Tourists, Beware a Foreign Bank Note Scam

On a recent trip to Benidorm, three of us were targeted by a scammer the moment we arrived.

A coach transfer had been arranged to take us to from the airport to the resort.  Because the hotel was in a small side street, we were dropped on the main road a couple of minutes walk away.  During the short walk to the hotel, a man approached us claiming he was a fellow tourist and asking if we knew whether there was a branch of the Bank of Lebanon in Benidorm.

He proceeded to pull out his wallet and showed us a Lebanese bank note.  He then asked us if we had “one of the new 10 Euro notes” to show him, so that he could see the new design.  We politely declined and walked on to the hotel.  As we moved on, his parting shot to was to angrily call after us that he wanted to see one of our bank notes, as if we had somehow let him down.

It was a very obvious scam.  We had realised that if we produced a note, he would run off with it – or perhaps then ask to see the “new €50 note” and run off with that.  As we had luggage, it would have been difficult for us to chase him, which is exactly why the scam was targeted at tourists carrying cases.

The opening question was a clue.  Given that the 3 of us were carrying luggage in the direction of a hotel and that we had a complete lack of any tan, it was a fair bet that we were tourists arriving on holiday.  It was therefore unlikely we would know the banks in the town, particularly not an obscure one like the Bank of Lebanon.

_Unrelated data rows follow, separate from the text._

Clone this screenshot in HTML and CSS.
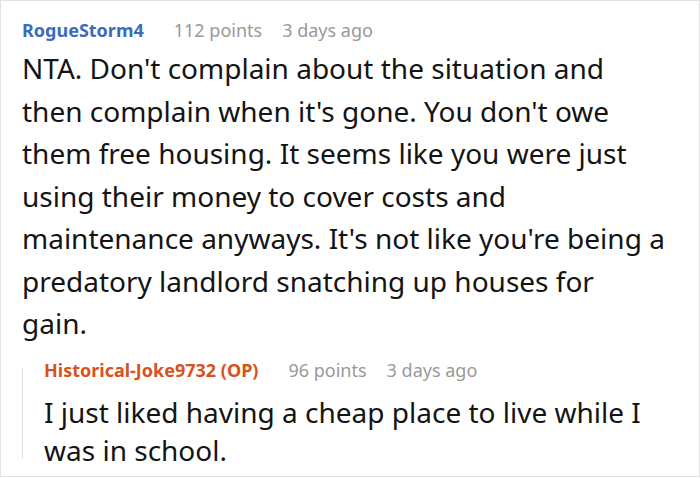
FILE: index.html
```html
<!DOCTYPE html>
<html>
<head>
<meta charset="utf-8">
<link rel="stylesheet" href="styles.css">
</head>
<body>
<div class="card">
  <div class="comment">
    <div class="meta">
      <span class="user">RogueStorm4</span>
      <span class="info">112 points</span>
      <span class="info">3 days ago</span>
    </div>
    <p class="text">NTA. Don't complain about the situation and<br>then complain when it's gone. You don't owe<br>them free housing. It seems like you were just<br>using their money to cover costs and<br>maintenance anyways. It's not like you're being a<br>predatory landlord snatching up houses for<br>gain.</p>
    <div class="reply">
      <div class="meta">
        <span class="user op">Historical-Joke9732 (OP)</span>
        <span class="info">96 points</span>
        <span class="info">3 days ago</span>
      </div>
      <p class="text small">I just liked having a cheap place to live while I<br>was in school.</p>
    </div>
  </div>
</div>
</body>
</html>
```
FILE: styles.css
```css
html, body {
  margin: 0;
  padding: 0;
  background: #fff;
}
body {
  font-family: "Noto Sans", "Open Sans", sans-serif;
  color: #111;
}
.card {
  width: 700px;
  height: 477px;
  box-sizing: border-box;
  border: 1px solid #e2e2e2;
  padding: 15px 0 0 21px;
}
.meta {
  display: flex;
  gap: 20px;
  font-size: 18px;
  line-height: 28px;
}
.user {
  font-weight: 700;
  color: #3a6bbd;
  margin-right: 10px;
}
.user.op {
  color: #d9511b;
}
.info {
  color: #999;
}
.text {
  margin: 3px 0 0 0;
  font-size: 28px;
  line-height: 42.5px;
  color: #141414;
  white-space: nowrap;
}
.reply {
  position: relative;
  margin-top: 11px;
  padding-left: 22px;
}
.reply::before {
  content: "";
  position: absolute;
  left: 0;
  top: 12px;
  bottom: 10px;
  border-left: 1px solid #dedede;
}
.text.small {
  margin-top: 9px;
  line-height: 38px;
}
```
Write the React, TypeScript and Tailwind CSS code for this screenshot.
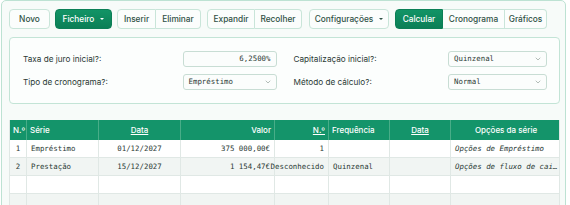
import React from 'react';
import { ChevronDown } from 'lucide-react';

const btnBase =
  "h-[20px] flex items-center justify-center text-[8.3px] font-medium font-['Inter',sans-serif] text-[#2f5145] bg-[#fbfdfc] border border-[#c9e5d9]";
const btnActive =
  "h-[20px] flex items-center justify-center text-[8.3px] font-medium font-['Inter',sans-serif] text-white bg-gradient-to-b from-[#129466] to-[#0b7f56] border border-[#0b7f56]";

function Caret() {
  return (
    <span className="ml-[6px] inline-block w-0 h-0 border-l-[2px] border-r-[2px] border-t-[2.5px] border-l-transparent border-r-transparent border-t-current" />
  );
}

function Field({ label, children }: { label: string; children: React.ReactNode }) {
  return (
    <div className="flex items-center justify-between h-[16px]">
      <span className="text-[8.2px] text-[#2b3a35] font-['Inter',sans-serif]">{label}</span>
      {children}
    </div>
  );
}

function Select({ value, w }: { value: string; w: string }) {
  return (
    <div
      className={`${w} h-[16px] flex items-center justify-between pl-[5px] pr-[4px] bg-[#fbfdfc] border border-[#c8ddd4] rounded-[3px] font-['DejaVu_Sans_Mono',monospace] text-[7.4px] text-[#2b3a35]`}
    >
      <span>{value}</span>
      <ChevronDown size={8} strokeWidth={1.5} className="text-[#6b7c75]" />
    </div>
  );
}

const cols = 'grid grid-cols-[17px_72px_82px_94px_54px_61px_61px_110px]';

export default function App() {
  const hCell =
    "flex items-center h-full px-[3px] border-r border-[#48ad88] text-white text-[8px] font-medium font-['Inter',sans-serif] whitespace-nowrap overflow-hidden";
  const bCell =
    "flex items-center h-full px-[4px] border-r border-[#e0e8e5] text-[7.4px] text-[#2b3a35] font-['DejaVu_Sans_Mono',monospace] whitespace-nowrap";
  const rows = [
    ['1', 'Empréstimo', '01/12/2027', '375 000,00€', '1', '', '', 'Opções de Empréstimo'],
    ['2', 'Prestação', '15/12/2027', '1 154,47€', 'Desconhecido', 'Quinzenal', '', 'Opções de fluxo de cai…'],
    ['', '', '', '', '', '', '', ''],
    ['', '', '', '', '', '', '', ''],
  ];
  return (
    <div className="w-[570px] h-[205px] bg-white overflow-hidden">
      <div className="ml-px w-[565px] h-[220px] bg-[#f7fbf9] border border-[#bde2d3] rounded-[5px] pl-[7px] pr-[5px] pt-[8px]">
        {/* toolbar */}
        <div className="flex items-center">
          <button className={`${btnBase} w-[41px] rounded-[4px]`}>Novo</button>
          <button className={`${btnActive} w-[57px] ml-[5px] rounded-[4px]`}>
            Ficheiro
            <Caret />
          </button>
          <div className="flex ml-[5px]">
            <button className={`${btnBase} w-[39px] rounded-l-[4px]`}>Inserir</button>
            <button className={`${btnBase} w-[45px] border-l-0 rounded-r-[4px]`}>Eliminar</button>
          </div>
          <div className="flex ml-[6px]">
            <button className={`${btnBase} w-[48px] rounded-l-[4px]`}>Expandir</button>
            <button className={`${btnBase} w-[47px] border-l-0 rounded-r-[4px]`}>Recolher</button>
          </div>
          <button className={`${btnBase} w-[80px] ml-[7px] rounded-[4px]`}>
            Configurações
            <Caret />
          </button>
          <div className="flex ml-[6px]">
            <button className={`${btnActive} w-[48px] rounded-l-[4px]`}>Calcular</button>
            <button className={`${btnBase} w-[62px] border-l-0`}>Cronograma</button>
            <button className={`${btnBase} w-[42px] border-l-0 rounded-r-[4px]`}>Gráficos</button>
          </div>
        </div>

        {/* form panel */}
        <div className="mt-[8px] h-[67px] bg-[#fcfefd] border border-[#c3e4d6] rounded-[4px] pl-[13px] pr-[12px] pt-[13px] grid grid-cols-2 gap-x-[17px] gap-y-[7px] content-start">
          <Field label="Taxa de juro inicial?:">
            <div className="w-[94px] h-[16px] flex items-center justify-end pr-[5px] bg-[#fbfdfc] border border-[#c8ddd4] rounded-[3px] font-['DejaVu_Sans_Mono',monospace] text-[7.4px] text-[#2b3a35]">
              6,2500%
            </div>
          </Field>
          <Field label="Capitalização inicial?:">
            <Select value="Quinzenal" w="w-[99px]" />
          </Field>
          <Field label="Tipo de cronograma?:">
            <Select value="Empréstimo" w="w-[94px]" />
          </Field>
          <Field label="Método de cálculo?:">
            <Select value="Normal" w="w-[99px]" />
          </Field>
        </div>

        {/* table */}
        <div className="mt-[16px] w-[551px] border-l border-r border-[#e0e8e5]">
          <div className={`${cols} h-[20px] bg-[#14946a]`}>
            <div className={hCell}>N.º</div>
            <div className={hCell}>Série</div>
            <div className={`${hCell} justify-center underline`}>Data</div>
            <div className={`${hCell} justify-end`}>Valor</div>
            <div className={`${hCell} justify-end underline`}>N.º</div>
            <div className={hCell}>Frequência</div>
            <div className={`${hCell} justify-center underline`}>Data</div>
            <div className={`${hCell} justify-center border-r-0`}>Opções da série</div>
          </div>
          {rows.map((r, i) => (
            <div
              key={i}
              className={`${cols} h-[18px] border-b border-[#e0e8e5] ${i % 2 === 1 ? 'bg-[#f1f5f3]' : 'bg-white'}`}
            >
              <div className={`${bCell} justify-center px-0`}>{r[0]}</div>
              <div className={bCell}>{r[1]}</div>
              <div className={`${bCell} justify-center`}>{r[2]}</div>
              <div className={`${bCell} justify-end`}>{r[3]}</div>
              <div className={`${bCell} justify-end px-0`}>{r[4]}</div>
              <div className={`${bCell} px-[1px]`}>{r[5]}</div>
              <div className={bCell}>{r[6]}</div>
              <div className={`${bCell} border-r-0 italic`}>{r[7]}</div>
            </div>
          ))}
        </div>
      </div>
    </div>
  );
}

The other sign was “the convincer”: the scammer engenders trust by getting out his own wallet and showing you a bank note, which helps to convince you they are genuine and also places you under pressure to return the favour.

The best thing to do if you are approached in this way is to politely but firmly decline and walk on.  The scammer will move on to find easier targets.

I have to be fair and say that this was the only scam we saw on the streets during our stay in Benidorm.